(Records with interface code)
——————————

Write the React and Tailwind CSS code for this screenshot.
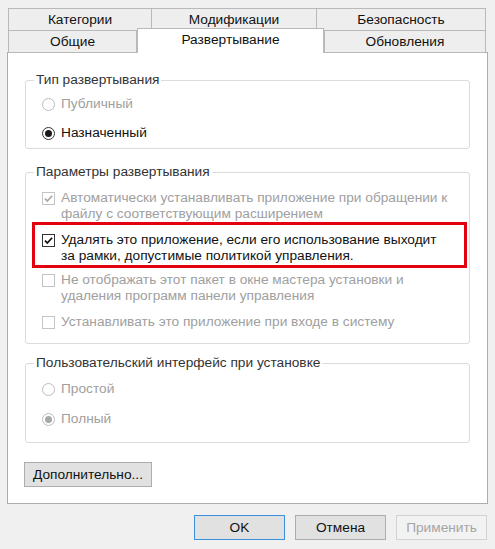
import React from "react";

function Radio({ checked, disabled, label }) {
  return (
    <div className="flex h-[20px] items-center">
      <span
        className={`ml-[16px] flex h-[13px] w-[13px] items-center justify-center rounded-full border bg-white ${
          disabled ? "border-[#bcbcbc]" : "border-[#333333]"
        }`}
      >
        {checked && (
          <span className={`h-[7px] w-[7px] rounded-full ${disabled ? "bg-[#a8a8a8]" : "bg-[#1a1a1a]"}`} />
        )}
      </span>
      <span className={`ml-[6px] ${disabled ? "text-[#a0a0a0]" : "text-[#111111]"}`}>{label}</span>
    </div>
  );
}

function Check({ checked, disabled, children }) {
  return (
    <div className="flex items-start">
      <span
        className={`mt-[2px] ml-[16px] flex h-[13px] w-[13px] shrink-0 items-center justify-center border bg-white ${
          disabled ? "border-[#c4c4c4]" : "border-[#333333]"
        }`}
      >
        {checked && (
          <svg viewBox="0 0 13 13" className="h-[13px] w-[13px]">
            <path
              d="M2.3 6.6 L5.1 9.4 L10.8 3.2"
              fill="none"
              stroke={disabled ? "#a8a8a8" : "#111111"}
              strokeWidth="2"
            />
          </svg>
        )}
      </span>
      <span className={`ml-[6px] whitespace-nowrap ${disabled ? "text-[#a0a0a0]" : "text-[#111111]"}`}>{children}</span>
    </div>
  );
}

function Group({ title, className, children }) {
  return (
    <fieldset className={`rounded-[3px] border border-[#dcdcdc] px-[8px] ${className}`}>
      <legend className="px-[2px] text-[#333333]">{title}</legend>
      <div className="-mx-[8px]">{children}</div>
    </fieldset>
  );
}

function Button({ children, primary, disabled, className }) {
  return (
    <div
      className={`flex h-[25px] items-center justify-center border ${
        disabled
          ? "border-[#d2d2d2] bg-[#f2f2f2] text-[#a6a6a6]"
          : primary
          ? "border-[#3c8fd9] bg-[#e1e1e1] text-[#111111]"
          : "border-[#adadad] bg-[#e1e1e1] text-[#111111]"
      } ${className}`}
    >
      {children}
    </div>
  );
}

export default function App() {
  const font = { fontFamily: '"Liberation Sans", Arial, sans-serif' };
  return (
    <div className="h-[549px] w-[495px] overflow-hidden bg-[#f0f0f0] pt-[8px] text-[13.7px] leading-[16px]" style={font}>
      {/* tabs, back row */}
      <div className="ml-[8px] flex h-[23px] w-[478px] text-[#111111]">
        <div className="flex w-[144px] items-center justify-center border border-[#b9b9b9] bg-[#eeeeee]">Категории</div>
        <div className="flex w-[165px] items-center justify-center border border-l-0 border-[#b9b9b9] bg-[#eeeeee]">Модификации</div>
        <div className="flex w-[169px] items-center justify-center border border-l-0 border-[#b9b9b9] bg-[#eeeeee]">Безопасность</div>
      </div>
      {/* tabs, front row */}
      <div className="relative z-10 ml-[8px] flex h-[22px] w-[478px] items-end text-[#111111]">
        <div className="flex h-[22px] w-[129px] items-center justify-center border border-t-0 border-[#b9b9b9] bg-[#eeeeee]">Общие</div>
        <div className="-mt-[2px] flex h-[25px] w-[187px] items-start justify-center border border-b-0 border-[#b9b9b9] bg-white pt-[3px]">
          Развертывание
        </div>
        <div className="flex h-[22px] w-[162px] items-center justify-center border border-t-0 border-[#b9b9b9] bg-[#eeeeee]">Обновления</div>
      </div>

      {/* page */}
      <div className="-mt-[1px] ml-[7px] h-[452px] w-[481px] border border-[#adadad] bg-white pl-[17px] pt-[19px]">
        <Group title="Тип развертывания" className="h-[77px] w-[445px]">
          <div className="mt-[6px]">
            <Radio disabled label="Публичный" />
          </div>
          <div className="mt-[9px]">
            <Radio checked label="Назначенный" />
          </div>
        </Group>

        <Group title="Параметры развертывания" className="mt-[15px] h-[180px] w-[445px]">
          <div className="mt-[10px]">
            <Check checked disabled>
              Автоматически устанавливать приложение при обращении к<br />
              файлу с соответствующим расширением
            </Check>
          </div>
          <div className="ml-[6px] h-[46px] w-[435px] border-[3px] border-[#e3000f] pt-[7px]">
            <div className="-ml-[9px]">
              <Check checked>
                Удалять это приложение, если его использование выходит<br />
                за рамки, допустимые политикой управления.
              </Check>
            </div>
          </div>
          <div className="mt-[4px]">
            <Check disabled>
              Не отображать этот пакет в окне мастера установки и<br />
              удаления программ панели управления
            </Check>
          </div>
          <div className="mt-[10px]">
            <Check disabled>Устанавливать это приложение при входе в систему</Check>
          </div>
        </Group>

        <Group title="Пользовательский интерфейс при установке" className="mt-[11px] h-[88px] w-[445px]">
          <div className="mt-[8px]">
            <Radio disabled label="Простой" />
          </div>
          <div className="mt-[10px]">
            <Radio checked disabled label="Полный" />
          </div>
        </Group>

        <Button className="mt-[19px] w-[128px] -ml-[1px]">Дополнительно...</Button>
      </div>

      {/* dialog buttons */}
      <div className="mt-[11px] flex justify-end gap-[12px] pr-[8px]">
        <Button primary className="w-[91px]">OK</Button>
        <Button className="w-[91px] -ml-[2px]">Отмена</Button>
        <Button disabled className="w-[91px] -ml-[2px]">Применить</Button>
      </div>
    </div>
  );
}
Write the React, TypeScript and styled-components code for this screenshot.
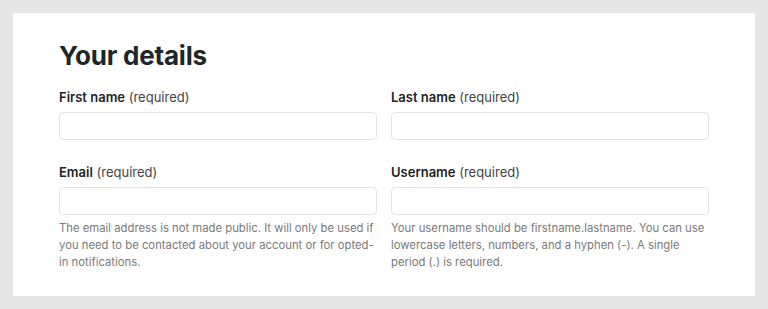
import React from "react"
import styled, {createGlobalStyle} from "styled-components"

const GlobalStyle = createGlobalStyle`
  html, body {
    margin: 0;
    padding: 0;
    background: #e5e5e5;
    font-family: Inter, "Noto Sans", sans-serif;
  }
`

const Page = styled.div`
  padding: 13px;
  width: 768px;
  height: 309px;
  box-sizing: border-box;
`

const Card = styled.section`
  background: #ffffff;
  box-sizing: border-box;
  width: 742px;
  height: 283px;
  padding: 27px 46px 0 46px;
`

const Title = styled.h1`
  margin: 0 0 16px 0;
  font-size: 26px;
  line-height: 32px;
  font-weight: 700;
  color: #1e2726;
  letter-spacing: -0.2px;
`

const Grid = styled.div`
  display: grid;
  grid-template-columns: 318px 318px;
  column-gap: 14px;
  row-gap: 23px;
`

const Field = styled.div`
  display: flex;
  flex-direction: column;
`

const Label = styled.label`
  font-size: 13px;
  line-height: 18px;
  color: #444;
  margin-bottom: 6px;

  strong {
    font-weight: 600;
    color: #1e2424;
  }
`

const Input = styled.input`
  box-sizing: border-box;
  height: 28px;
  width: 100%;
  border: 1px solid #e3e3e3;
  border-radius: 4px;
  background: #fff;
  padding: 0 8px;
  font: inherit;
  outline: none;
`

const Help = styled.p`
  margin: 5px 0 0 0;
  font-size: 11.3px;
  line-height: 17px;
  color: #7a7a7a;
`

type FieldProps = {name: string; help?: string}

function FormField({name, help}: FieldProps) {
  return (
    <Field>
      <Label>
        <strong>{name}</strong> (required)
      </Label>
      <Input type="text" />
      {help && <Help>{help}</Help>}
    </Field>
  )
}

export default function App() {
  return (
    <Page>
      <GlobalStyle />
      <Card>
        <Title>Your details</Title>
        <Grid>
          <FormField name="First name" />
          <FormField name="Last name" />
          <FormField
            name="Email"
            help="The email address is not made public. It will only be used if you need to be contacted about your account or for opted-in notifications."
          />
          <FormField
            name="Username"
            help="Your username should be firstname.lastname. You can use lowercase letters, numbers, and a hyphen (-). A single period (.) is required."
          />
        </Grid>
      </Card>
    </Page>
  )
}
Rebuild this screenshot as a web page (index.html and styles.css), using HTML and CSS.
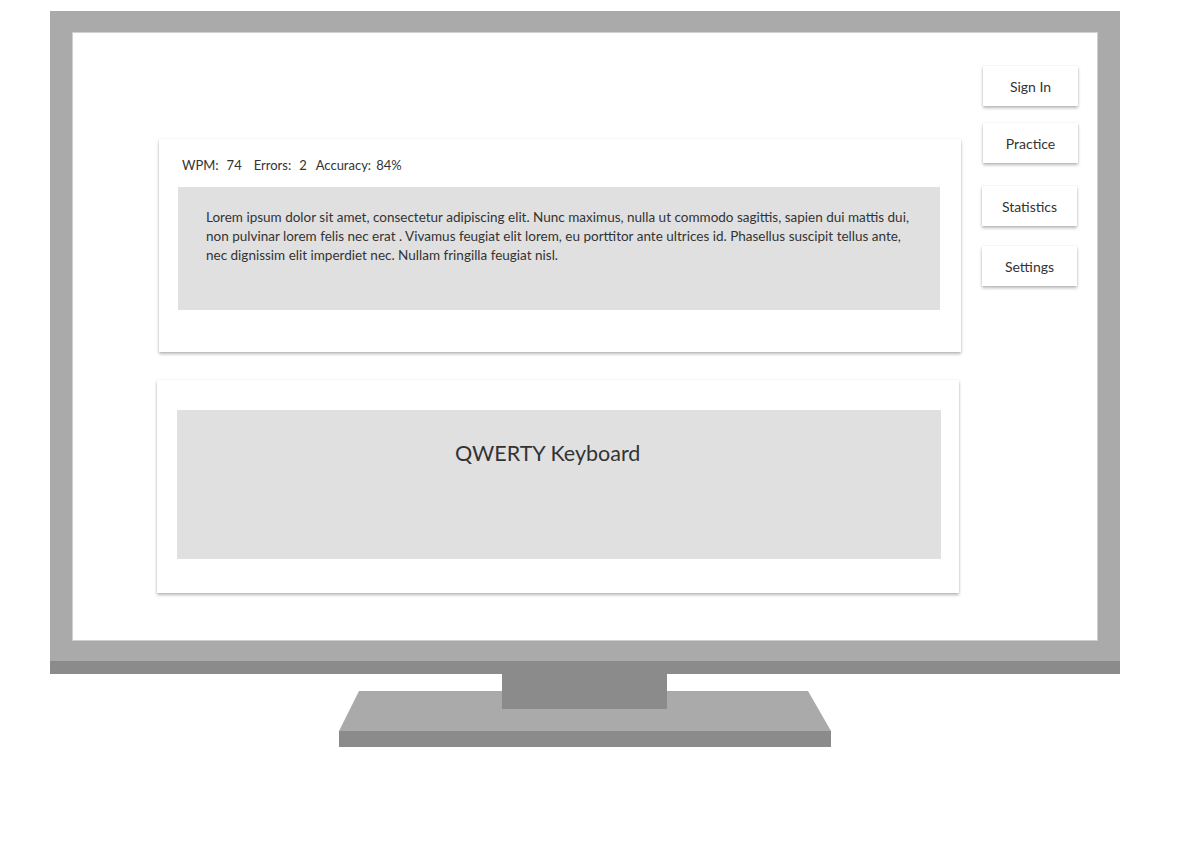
FILE: index.html
```html
<!DOCTYPE html>
<html>
<head>
<meta charset="utf-8">
<link rel="stylesheet" href="styles.css">
</head>
<body>
<div class="monitor">
  <div class="screen">
    <div class="main">
      <section class="card card-text">
        <div class="stats">
          <span class="label">WPM:</span><span class="value">74</span>
          <span class="label">Errors:</span><span class="value">2</span>
          <span class="label">Accuracy:</span><span class="value">84%</span>
        </div>
        <div class="passage">Lorem ipsum dolor sit amet, consectetur adipiscing elit. Nunc maximus, nulla ut commodo sagittis, sapien dui mattis dui, non pulvinar lorem felis nec erat . Vivamus feugiat elit lorem, eu porttitor ante ultrices id. Phasellus suscipit tellus ante, nec dignissim elit imperdiet nec. Nullam fringilla feugiat nisl.</div>
      </section>
      <section class="card card-keys">
        <div class="keyboard">QWERTY Keyboard</div>
      </section>
    </div>
    <nav class="nav">
      <div class="btn">Sign In</div>
      <div class="btn">Practice</div>
      <div class="btn">Statistics</div>
      <div class="btn">Settings</div>
    </nav>
  </div>
</div>
<svg class="stand" width="492" height="74" viewBox="0 0 492 74">
  <polygon points="20,17 469,17 492,57 0,57" fill="#aaaaaa"/>
  <rect x="0" y="57" width="492" height="16" fill="#8b8b8b"/>
  <rect x="163" y="0" width="165" height="35" fill="#8b8b8b"/>
</svg>
</body>
</html>
```
FILE: styles.css
```css
html, body {
  margin: 0;
  padding: 0;
  background: #ffffff;
  font-family: "Lato", "Liberation Sans", sans-serif;
  color: #333333;
}

.monitor {
  margin: 11px 0 0 50px;
  width: 1070px;
  box-sizing: border-box;
  background: #aaaaaa;
  padding: 22px 23px 21px 23px;
  border-bottom: 13px solid #8b8b8b;
}

.screen {
  height: 607px;
  background: #ffffff;
  box-shadow: 0 0 0 1px #cfcfcf;
  display: flex;
  align-items: flex-start;
}

.main {
  padding: 106px 0 0 84px;
  display: flex;
  flex-direction: column;
}

.card {
  background: #ffffff;
  width: 802px;
  box-sizing: border-box;
  box-shadow: 0 2px 3px rgba(0, 0, 0, 0.28), 0 0 2px rgba(0, 0, 0, 0.08);
}

.card-text {
  margin-left: 2px;
  height: 213px;
  padding: 17px 21px 0 19px;
}

.stats {
  display: flex;
  align-items: center;
  height: 18px;
  font-size: 13px;
  padding-left: 4px;
  margin-bottom: 13px;
}

.stats .label {
  margin-right: 8px;
}

.stats .label:nth-of-type(5) {
  margin-right: 5px;
}

.stats .value {
  margin-right: 12px;
}

.stats .value:nth-of-type(4) {
  margin-right: 9px;
}

.passage {
  background: #e0e0e0;
  height: 123px;
  box-sizing: border-box;
  padding: 21px 28px 0 28px;
  font-size: 13.5px;
  line-height: 19px;
}

.card-keys {
  margin-top: 28px;
  height: 213px;
  padding: 30px 18px 0 20px;
}

.keyboard {
  background: #e0e0e0;
  height: 149px;
  box-sizing: border-box;
  padding: 29px 0 0 278px;
  font-size: 21.5px;
  line-height: 28px;
}

.nav {
  display: flex;
  flex-direction: column;
  padding: 33px 0 0 22px;
}

.btn {
  width: 95px;
  height: 40px;
  box-sizing: border-box;
  display: flex;
  align-items: center;
  justify-content: center;
  background: #ffffff;
  font-size: 14px;
  box-shadow: 0 2px 3px rgba(0, 0, 0, 0.28), 0 0 2px rgba(0, 0, 0, 0.08);
}

.btn:nth-child(2) {
  margin-top: 17px;
}

.btn:nth-child(3) {
  margin-top: 23px;
  margin-left: -1px;
}

.btn:nth-child(4) {
  margin-top: 20px;
  margin-left: -1px;
}

.stand {
  display: block;
  margin-left: 339px;
}
```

——————————

_Stated problem_
In the records, locate each line holding the string "Write" and copy it.

_Exercise response_
Write the React and Tailwind CSS code for this screenshot.
Write the React, TypeScript and styled-components code for this screenshot.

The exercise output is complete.